Thursday, September 19, 2019
What is The Right Stuff? :: The Right Stuff
The Right Stuff - What is the Stuff? As might be expected from the title, The Right Stuff is centered on the concept of having the right stuff. Author Tom Wolfe uses several recurring techniques and comparisons to describe this idea and its relationship to the men who took part in the Mercury program. An opening chapter of the book is devoted to the "right stuff" in order to explain the concept to the reader. In this chapter, Wolfe makes a clear distinction between the right stuff and simple bravery. He tells the reader that a possessor of the right stuff can not only risk his life. He "should have the ability to go up in a hurtling piece of machinery and put his hide on the line and then have the moxie, the reflexes, the experience, the coolness, to pull it back in the last yawning moment" (19). One critic interprets the distinction as being "between the actual experience of the right stuff- of being a fighter pilot and experiencing, for example, night landings on an aircraft carrier- and any prior effort to describe that experience in language" (Marowski and Matuz 419).

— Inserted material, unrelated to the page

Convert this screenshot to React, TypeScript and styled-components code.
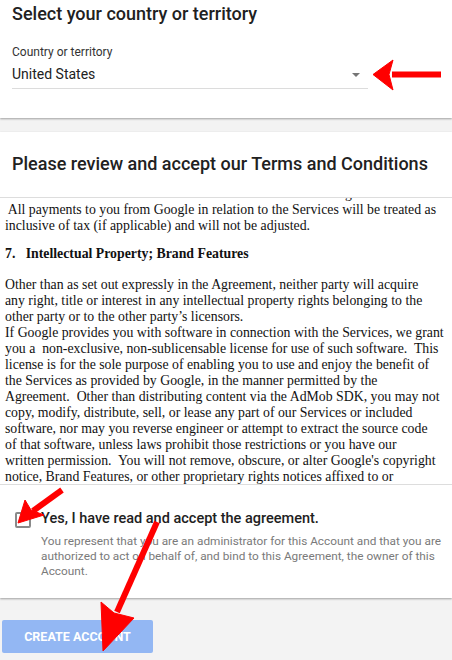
import styled, { createGlobalStyle } from "styled-components";

const Global = createGlobalStyle`
  html, body {
    margin: 0;
    padding: 0;
    background: #f3f3f3;
  }
  body {
    font-family: Roboto, "Liberation Sans", Arial, sans-serif;
    color: #212121;
  }
`;

const Page = styled.div`
  position: relative;
  width: 452px;
  height: 660px;
  overflow: hidden;
  background: #f3f3f3;
`;

const Card = styled.section`
  background: #fff;
  box-shadow: 0 1px 2px rgba(0, 0, 0, 0.35);
`;

const CountryCard = styled(Card)`
  height: 118px;
  padding: 0 12px;
  box-sizing: border-box;
`;

const Title = styled.h1`
  margin: 0;
  font-size: 18px;
  font-weight: 500;
  line-height: 24px;
  color: #212121;
`;

const CountryTitle = styled(Title)`
  padding-top: 2px;
`;

const Field = styled.div`
  width: 356px;
  margin-top: 19px;
  border-bottom: 1px solid #dcdcdc;
`;

const FieldLabel = styled.div`
  font-size: 12px;
  line-height: 14px;
  color: #333;
`;

const FieldRow = styled.div`
  display: flex;
  align-items: center;
  justify-content: space-between;
  height: 29px;
  font-size: 14px;
  color: #212121;
`;

const Caret = styled.span`
  width: 0;
  height: 0;
  margin: 2px 8px 0 0;
  border-left: 4px solid transparent;
  border-right: 4px solid transparent;
  border-top: 4px solid #757575;
`;

const TermsCard = styled(Card)`
  margin-top: 14px;
  height: 466px;
  display: flex;
  flex-direction: column;
`;

const TermsHeader = styled.div`
  height: 66px;
  padding: 20px 12px 0;
  box-sizing: border-box;
  border-bottom: 1px solid #dddddd;
`;

const Terms = styled.div`
  height: 287px;
  overflow: hidden;
  border-bottom: 1px solid #dddddd;
  padding-left: 5px;
  box-sizing: border-box;
  font-family: "Liberation Serif", "Times New Roman", serif;
  font-size: 13.8px;
  color: #111;
`;

const Line = styled.div<{ $bold?: boolean; $gap?: number; $indent?: number }>`
  white-space: pre;
  line-height: 16px;
  font-weight: ${(p) => (p.$bold ? 700 : 400)};
  margin-top: ${(p) => p.$gap ?? 0}px;
  padding-left: ${(p) => p.$indent ?? 0}px;
`;

const Agree = styled.div`
  display: flex;
  gap: 10px;
  padding: 24px 8px 0 15px;
`;

const Box = styled.span`
  flex: none;
  width: 12px;
  height: 12px;
  margin-top: 3px;
  border: 2px solid #8a8a8a;
  border-radius: 2px;
`;

const AgreeText = styled.div`
  display: flex;
  flex-direction: column;
  gap: 5px;
`;

const AgreeTitle = styled.div`
  font-size: 14.5px;
  font-weight: 500;
  line-height: 20px;
  color: #212121;
`;

const AgreeNote = styled.div`
  font-size: 11.8px;
  line-height: 15px;
  color: #7a7a7a;
  white-space: nowrap;
`;

const Footer = styled.div`
  padding: 22px 2px;
`;

const Button = styled.button`
  width: 151px;
  height: 33px;
  border: none;
  border-radius: 2px;
  background: #93b7f3;
  color: #fff;
  font-family: Roboto, "Liberation Sans", Arial, sans-serif;
  font-size: 12.5px;
  font-weight: 700;
  padding: 0;
`;

const Annotations = styled.svg`
  position: absolute;
  inset: 0;
  pointer-events: none;
`;

const termLines = [
  " All payments to you from Google in relation to the Services will be treated as",
  "inclusive of tax (if applicable) and will not be adjusted.",
];

const bodyLines = [
  "Other than as set out expressly in the Agreement, neither party will acquire",
  "any right, title or interest in any intellectual property rights belonging to the",
  "other party or to the other party\u2019s licensors.",
  "If Google provides you with software in connection with the Services, we grant",
  "you a  non-exclusive, non-sublicensable license for use of such software.  This",
  "license is for the sole purpose of enabling you to use and enjoy the benefit of",
  "the Services as provided by Google, in the manner permitted by the",
  "Agreement.  Other than distributing content via the AdMob SDK, you may not",
  "copy, modify, distribute, sell, or lease any part of our Services or included",
  "software, nor may you reverse engineer or attempt to extract the source code",
  "of that software, unless laws prohibit those restrictions or you have our",
  "written permission.  You will not remove, obscure, or alter Google's copyright",
  "notice, Brand Features, or other proprietary rights notices affixed to or",
];

export default function App() {
  return (
    <Page>
      <Global />
      <CountryCard>
        <CountryTitle>Select your country or territory</CountryTitle>
        <Field>
          <FieldLabel>Country or territory</FieldLabel>
          <FieldRow>
            United States
            <Caret />
          </FieldRow>
        </Field>
      </CountryCard>

      <TermsCard>
        <TermsHeader>
          <Title>Please review and accept our Terms and Conditions</Title>
        </TermsHeader>
        <Terms>
          <Line $gap={-12} $indent={340}>
            g
          </Line>
          {termLines.map((t) => (
            <Line key={t}>{t}</Line>
          ))}
          <Line $bold $gap={12}>
            {"7.   Intellectual Property; Brand Features"}
          </Line>
          {bodyLines.map((t, i) => (
            <Line key={t} $gap={i === 0 ? 15 : 0}>
              {t}
            </Line>
          ))}
        </Terms>
        <Agree>
          <Box />
          <AgreeText>
            <AgreeTitle>Yes, I have read and accept the agreement.</AgreeTitle>
            <AgreeNote>
              You represent that you are an administrator for this Account and that you are
              <br />
              authorized to act on behalf of, and bind to this Agreement, the owner of this
              <br />
              Account.
            </AgreeNote>
          </AgreeText>
        </Agree>
      </TermsCard>

      <Footer>
        <Button>CREATE ACCOUNT</Button>
      </Footer>

      <Annotations width="452" height="660" viewBox="0 0 452 660">
        <g fill="#ff0000" stroke="#ff0000" strokeLinejoin="round">
          <line x1="441" y1="74.5" x2="392" y2="74.5" strokeWidth="6" />
          <path d="M373 74.5 L393 60 L389 74.5 L393 90 Z" strokeWidth="1" />
          <line x1="62" y1="490" x2="33" y2="511" strokeWidth="6" />
          <path d="M18 523 L25 500 L31 510 L44 515 Z" strokeWidth="1" />
          <line x1="157" y1="522" x2="117" y2="612" strokeWidth="6" />
          <path d="M103 651 L101 602 L114 613 L134 618 Z" strokeWidth="1" />
        </g>
      </Annotations>
    </Page>
  );
}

In the same chapter, the reader is also introduced to an element which recurs throughout the rest of the book. The author compares a career in flying to the climbing of a ziggurat, an extraordinarily high and steep pyramid. In an especially vivid passage he writes: "the idea was to prove at every foot of the way up that pyramid that you were one of the elected and anointed ones who had the right stuff and could move higher and higher and even-ultimately...be able to join the very Brotherhood of the Right Stuff" (19 ). Through this pyramid the world is divided into those who had the stuff and those were just left behind. Another characteristic of the right stuff is the pilots' relationship with one another. These pilots seem to always want to associate only with one another. Wolfe shows the reader the pilots' belief that only other pilots can understand their daily life and death struggles. In their discussions, though, it is shown that the pilots never like to use words like "danger," "bravery," and "fear." Instead they use a special code or explain by example.